Şiddet her yerde olur
Dr. Hippler Almanya veya dünyada sadece radikal İslamcı tehlike olmadığını özellikle vurguluyor. Şiddetin her zaman, her yerde mevcut olabileceğini ifade eden Hippler, “Stadyumları düşünün. Winnenden’deki okul saldırısını düşünün. 10 kişiyi öldüren Nazi çetesini düşünün. Aynı şekilde radikal Sünni gruplar da yapabiliyor. Diğer dinlerde de var. Japonya’da da farklı kültürel özelliklerle ortaya çıkabiliyor. İnsan suç işlemelerinin elbette önüne geçilemez. Sadece bu tehlikeleri hiçbir zaman gözden kaçırmamalıyız. Tüm Avrupa Birliği ülkelerinden polis raporları görüyoruz. Bunlar arasında seküler suçlular tarafından darp edilen Müslümanlar da oluyor. Gözden uzak tutmamalı, ciddiye almalı, endişe etmeli ama bu endişenin hipnoza dönüşmesini de engllemeli” şeklinde açıklıyor.
Aşırı uçlara yönelme riski taşıyan gençlerle daha yakından ilgilenerek, radikalleşme sorununu çok erken zamanlarda çözmenin mümkün olduğunu sözlerine ekleyen Dr.

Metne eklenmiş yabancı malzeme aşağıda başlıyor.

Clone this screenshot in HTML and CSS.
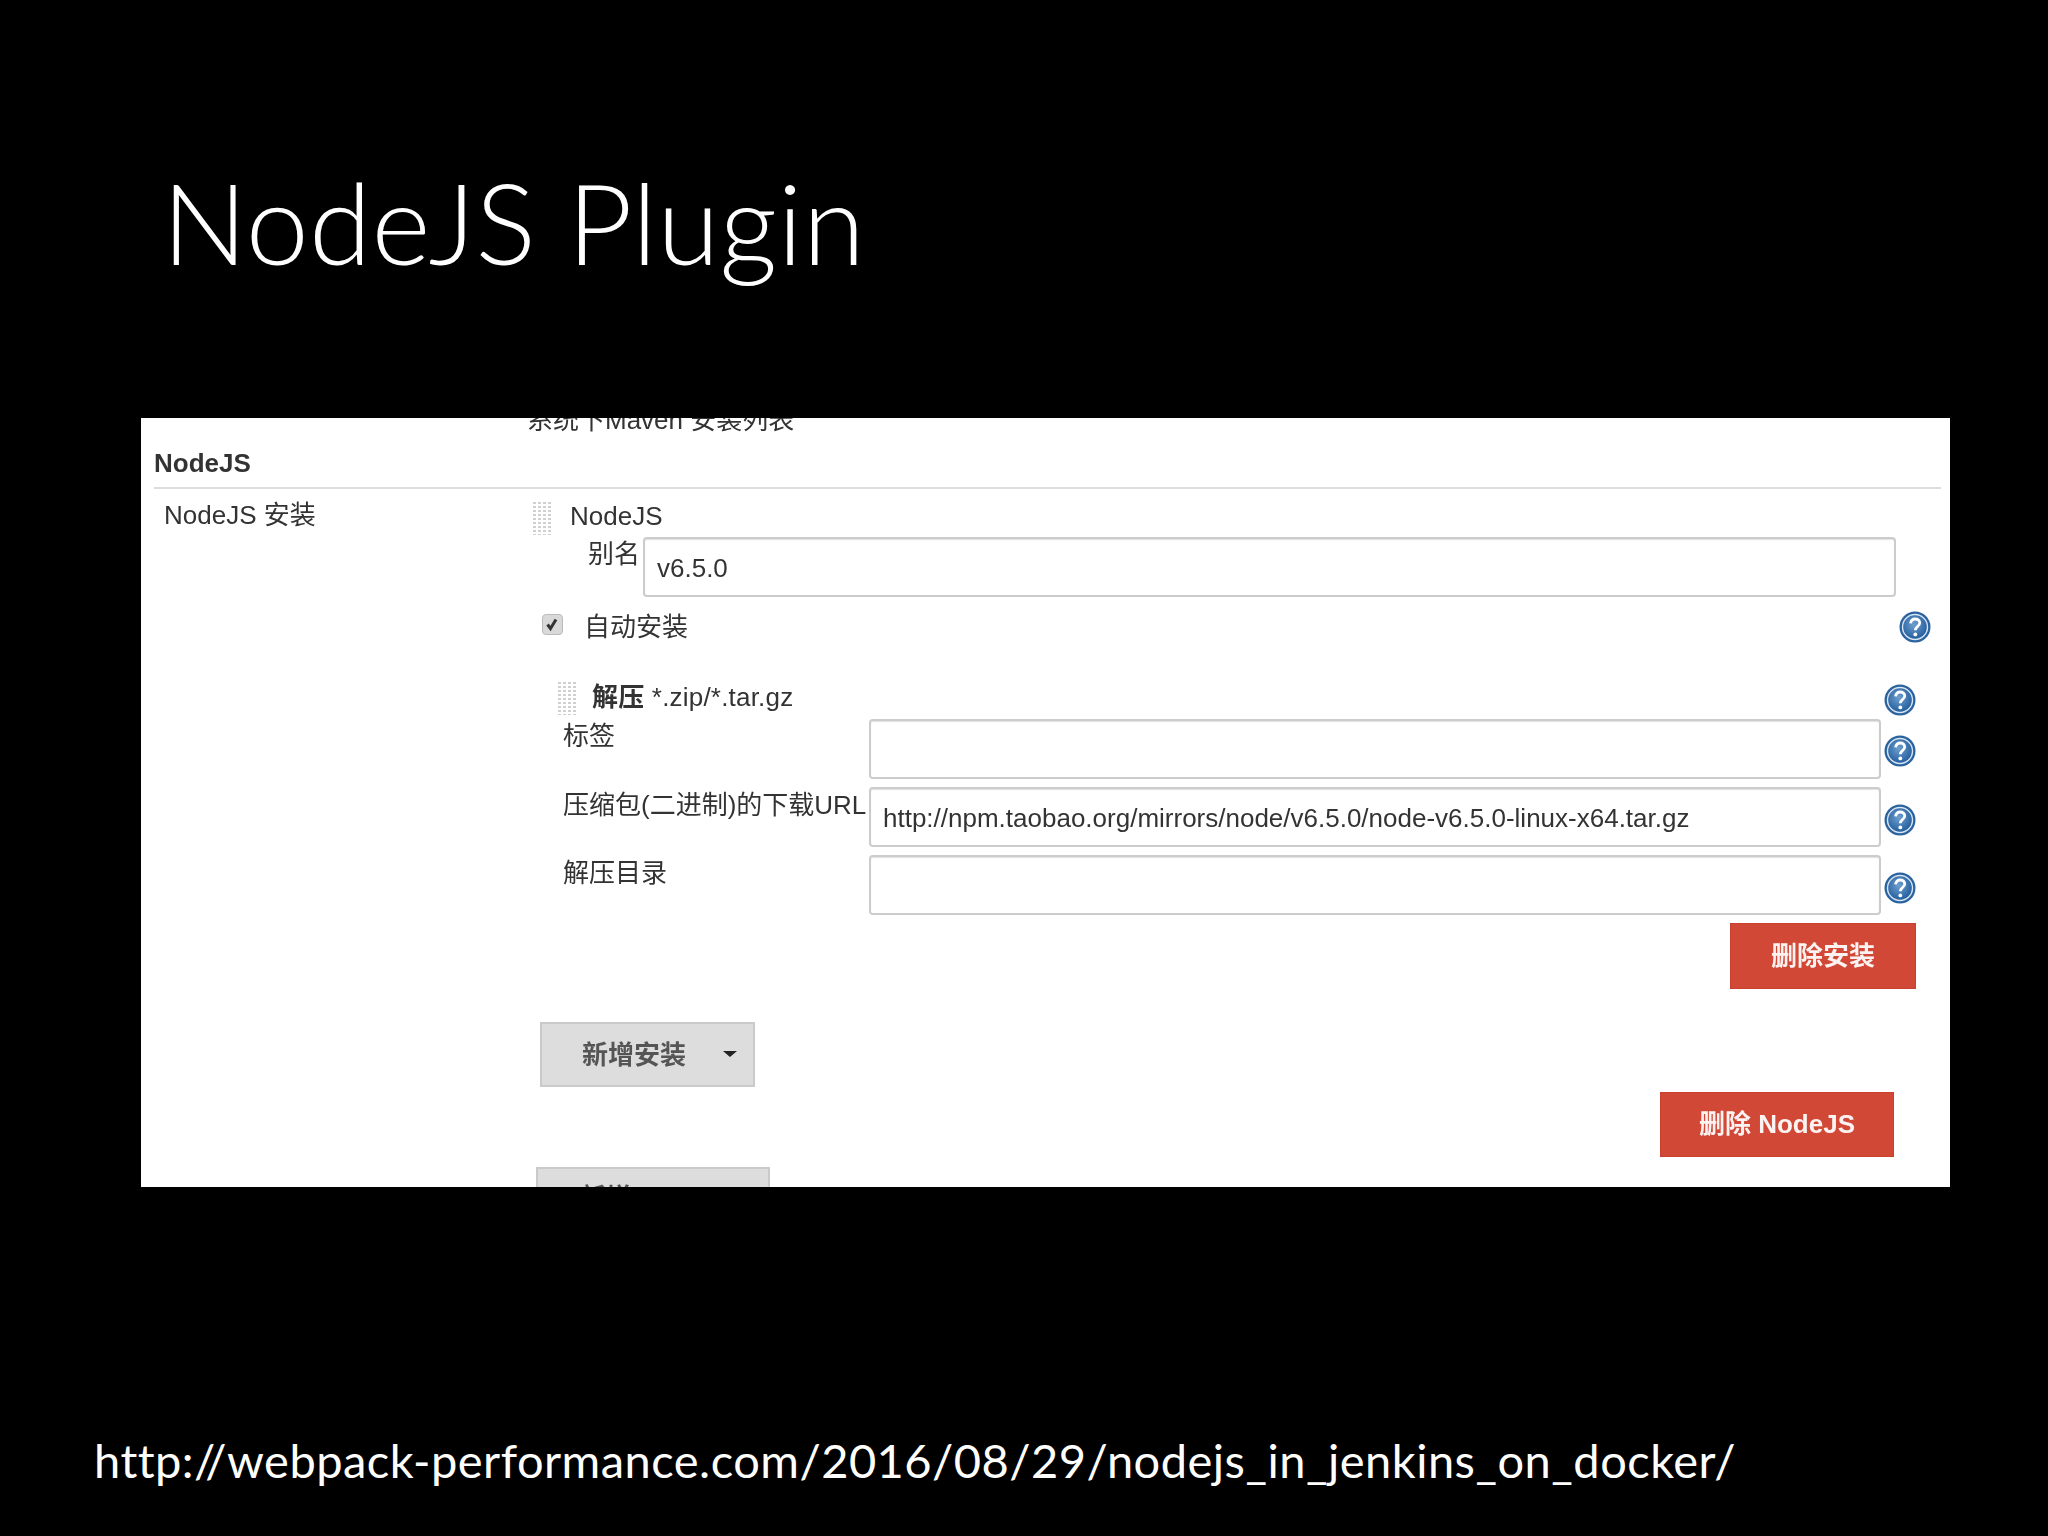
FILE: index.html
```html
<!DOCTYPE html>
<html lang="zh-CN">
<head>
<meta charset="utf-8">
<title>NodeJS Plugin</title>
<link rel="stylesheet" href="styles.css">
</head>
<body>
<svg class="defs" width="0" height="0" aria-hidden="true">
  <defs>
    <radialGradient id="helpfill" cx="45%" cy="40%" r="65%">
      <stop offset="0" stop-color="#6f9fcf"/>
      <stop offset="1" stop-color="#1f5a9a"/>
    </radialGradient>
    <symbol id="help" viewBox="0 0 32 32">
      <circle cx="16" cy="16" r="15.5" fill="#2a639f"/>
      <circle cx="16" cy="16" r="13.2" fill="#d7e4f1"/>
      <circle cx="16" cy="16" r="11.8" fill="url(#helpfill)"/>
      <path d="M11.6 12.4c.4-3 2.4-4.4 4.7-4.4 2.6 0 4.4 1.7 4.4 3.9 0 3.6-4.3 3.6-4.4 7.4" fill="none" stroke="#fff" stroke-width="2.8"/>
      <circle cx="16.3" cy="23.4" r="1.9" fill="#fff"/>
    </symbol>
  </defs>
</svg>
<main class="slide">
  <h1 class="title">NodeJS Plugin</h1>
  <section class="panel">
    <div class="clipped-note">系统下Maven 安装列表</div>
    <div class="section-head">NodeJS</div>
    <div class="section-body">
      <div class="section-label">NodeJS 安装</div>
      <div class="installs">
        <div class="drag-row">
          <span class="grip"></span>
          <span class="drag-title">NodeJS</span>
        </div>
        <div class="alias-row">
          <label class="alias-label">别名</label>
          <div class="field field-alias">v6.5.0</div>
        </div>
        <div class="check-row">
          <span class="checkbox"><svg viewBox="0 0 20 20" width="20" height="20"><path d="M5.5 10.5l3 4 5.5-9" fill="none" stroke="#333" stroke-width="3"/></svg></span>
          <span class="check-label">自动安装</span>
          <svg class="help help-auto"><use href="#help"/></svg>
        </div>
        <div class="extract-head">
          <span class="grip grip-small"></span>
          <span class="extract-title"><b>解压</b> *.zip/*.tar.gz</span>
          <svg class="help"><use href="#help"/></svg>
        </div>
        <div class="extract-form">
          <label class="form-label">标签</label>
          <div class="field"></div>
          <svg class="help help-a"><use href="#help"/></svg>
          <label class="form-label form-label-low">压缩包(二进制)的下载URL</label>
          <div class="field">http://npm.taobao.org/mirrors/node/v6.5.0/node-v6.5.0-linux-x64.tar.gz</div>
          <svg class="help help-b"><use href="#help"/></svg>
          <label class="form-label form-label-low">解压目录</label>
          <div class="field"></div>
          <svg class="help help-b"><use href="#help"/></svg>
        </div>
        <div class="btn-row btn-row-install"><button class="btn btn-red btn-del-install">删除安装</button></div>
        <button class="btn btn-gray btn-add-install"><span>新增安装</span><i class="caret"></i></button>
        <div class="btn-row btn-row-node"><button class="btn btn-red btn-del-node">删除 NodeJS</button></div>
        <button class="btn btn-gray btn-add-node">新增 NodeJS</button>
      </div>
    </div>
  </section>
  <p class="source">http://webpack-performance.com/2016/08/29/nodejs_in_jenkins_on_docker/</p>
</main>
</body>
</html>
```
FILE: styles.css
```css
* { box-sizing: border-box; }
html, body { margin: 0; padding: 0; background: #000; }
.defs { position: absolute; }
.slide {
  width: 2048px;
  height: 1536px;
  overflow: hidden;
  background: #000;
  color: #fff;
  font-family: Lato, "Open Sans", sans-serif;
}
.title {
  margin: 161px 0 0 162px;
  font-size: 113px;
  font-weight: 300;
  line-height: 120px;
  letter-spacing: 0.2px;
  white-space: nowrap;
}
.source {
  margin: 243px 0 0 94px;
  font-size: 47px;
  line-height: 60px;
  letter-spacing: 0.48px;
  white-space: nowrap;
}
.panel {
  width: 1809px;
  height: 769px;
  margin: 137px 0 0 141px;
  overflow: hidden;
  background: #fff;
  color: #333;
  font-family: "Liberation Sans", "Noto Sans CJK SC", sans-serif;
  font-size: 26px;
  line-height: 26px;
}
.panel > * { filter: blur(0.5px); }
.clipped-note {
  height: 26px;
  margin-top: -11px;
  padding-left: 386px;
  white-space: nowrap;
}
.section-head {
  height: 56px;
  margin: 0 9px 0 13px;
  padding-top: 17px;
  border-bottom: 2px solid #ddd;
  font-weight: 700;
}
.section-body { display: flex; padding-top: 13px; }
.section-label { width: 392px; padding-left: 23px; white-space: nowrap; }
.installs { flex: 1; min-width: 0; }
.grip {
  display: block;
  flex: none;
  width: 20px;
  height: 33px;
  background-image:
    linear-gradient(90deg, transparent 60%, #fff 60%),
    linear-gradient(#d0d0d0 50%, transparent 50%);
  background-size: 5px 100%, 100% 4px;
}
.grip-small { margin-left: 25px; }
.drag-row { display: flex; height: 35px; }
.drag-title { margin-left: 17px; padding-top: 1px; }
.alias-row { display: flex; height: 60px; }
.alias-label { width: 110px; padding: 4px 3px 0 0; text-align: right; }
.field {
  height: 60px;
  padding: 0 12px;
  border: 2px solid #ccc;
  border-radius: 4px;
  background: #fff;
  box-shadow: inset 0 1px 1px #e2e2e2;
  line-height: 58px;
  white-space: nowrap;
}
.field-alias { width: 1253px; }
.check-row { display: flex; height: 32px; margin-top: 14px; }
.checkbox {
  display: block;
  width: 21px;
  height: 21px;
  margin: 3px 0 0 9px;
  border: 1px solid #bbb;
  border-radius: 4px;
  background: #d9d9d9;
}
.checkbox svg { display: block; margin: -1px; }
.check-label { margin: 3px 0 0 21px; }
.help { display: block; flex: none; width: 32px; height: 32px; }
.help-auto { margin: 0 19px 0 auto; }
.help-a { margin-top: 16px; }
.help-b { margin-top: 17px; }
.extract-head { display: flex; height: 33px; margin-top: 39px; }
.extract-head .help { margin: 2px 34px 0 auto; }
.extract-title { margin: 2px 0 0 14px; letter-spacing: 0.2px; white-space: nowrap; }
.extract-form {
  display: grid;
  grid-template-columns: 333px 1012px 32px;
  grid-auto-rows: 60px;
  column-gap: 3px;
  row-gap: 8px;
  margin-top: 4px;
}
.extract-form .field { grid-column: 2; }
.extract-form .form-label { padding: 4px 0 0 30px; white-space: nowrap; }
.extract-form .form-label-low { padding-top: 5px; }
.extract-form .help { grid-column: 3; }
.btn {
  display: block;
  margin: 0;
  padding: 0;
  border-radius: 0;
  font: inherit;
  font-weight: 700;
  white-space: nowrap;
}
.btn-red { border: 1px solid #c9402f; background: #d14836; color: #fbf3f2; }
.btn-gray { border: 2px solid #cacaca; background: #dddddd; color: #555; }
.btn-row { display: flex; justify-content: flex-end; }
.btn-row-install { margin: 8px 34px 0 0; }
.btn-row-node { margin: 5px 56px 0 0; }
.btn-del-install { width: 186px; height: 66px; }
.btn-del-node { width: 234px; height: 65px; padding-bottom: 2px; }
.btn-add-install {
  display: flex;
  align-items: center;
  width: 215px;
  height: 65px;
  margin: 33px 0 0 7px;
  padding-left: 40px;
}
.caret {
  width: 0;
  height: 0;
  margin: -2px 0 0 37px;
  border-style: solid;
  border-width: 6px 7px 0;
  border-color: #222 transparent transparent;
}
.btn-add-node {
  width: 234px;
  height: 46px;
  margin: 10px 0 0 3px;
  padding: 16px 0 0 42px;
  text-align: left;
}
```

Hippler şöyle devam ediyor: “Göçmen kökenli gençlerden bu yollara sapabilme potansiyeli olanlar için daha yoğun şekilde uyum çalışmaları yapılması çok önemli. Dil, eğitim, iş pazarı, ikamet desteği gibi. Yani kendilerini gerçekten bu ülkenin bir parçası olarak görmelerinin sağlanması. Kendilerini bu toplumun parçası olarak gören ve gerçekten bu topluma ait olanların milliyetçi, ırkçı, ya da selefilik gibi akımlara yönelmeleri için daha az nedenleri olur. Bu her halükarda uygulanması gereken bir yöntem. İkinci olarak potansiyel radikallerle ilgili güvenlik politikası bağlamında da tedbirler alınmalı. Şiddet çağrısı yapanlar, bunları organize etmeye başlayanlar böyle durumda uzun uzun tartışmalar yerine güvenlik birimleri polis, gözünü bu kesinim üzerine çevirip, mümkün olduğunca erken davranmalı ve engel olunmalı.”
'Tuzağa düşmeyin'
Wuppertal'de üzerinde Şeriat Polisi yazan yeleklerle dolaşıp, insanlara İslamcı telkinlerde bulunan Selefilerle ilgili tepkilerde ölçülü olunması gerektiğini söyleyen Hippler, salt bu kesim yüzünden Almanya'da yasal değişiklikler yapılırsa, bu durumun onları olduklarından daha etkili, daha güçlü göstereceğini belirtiyor. Polis yeleği giyip ortaya çıkanların gerçekten emniyet görevi yapmadıklarını bildiklerini de sözlerine ekleyen Hippler, bu kesimin tek amacının propaganda olduğunu belirterek, bu tuzağa düşülmemesi gerektiğinin altını çiziyor.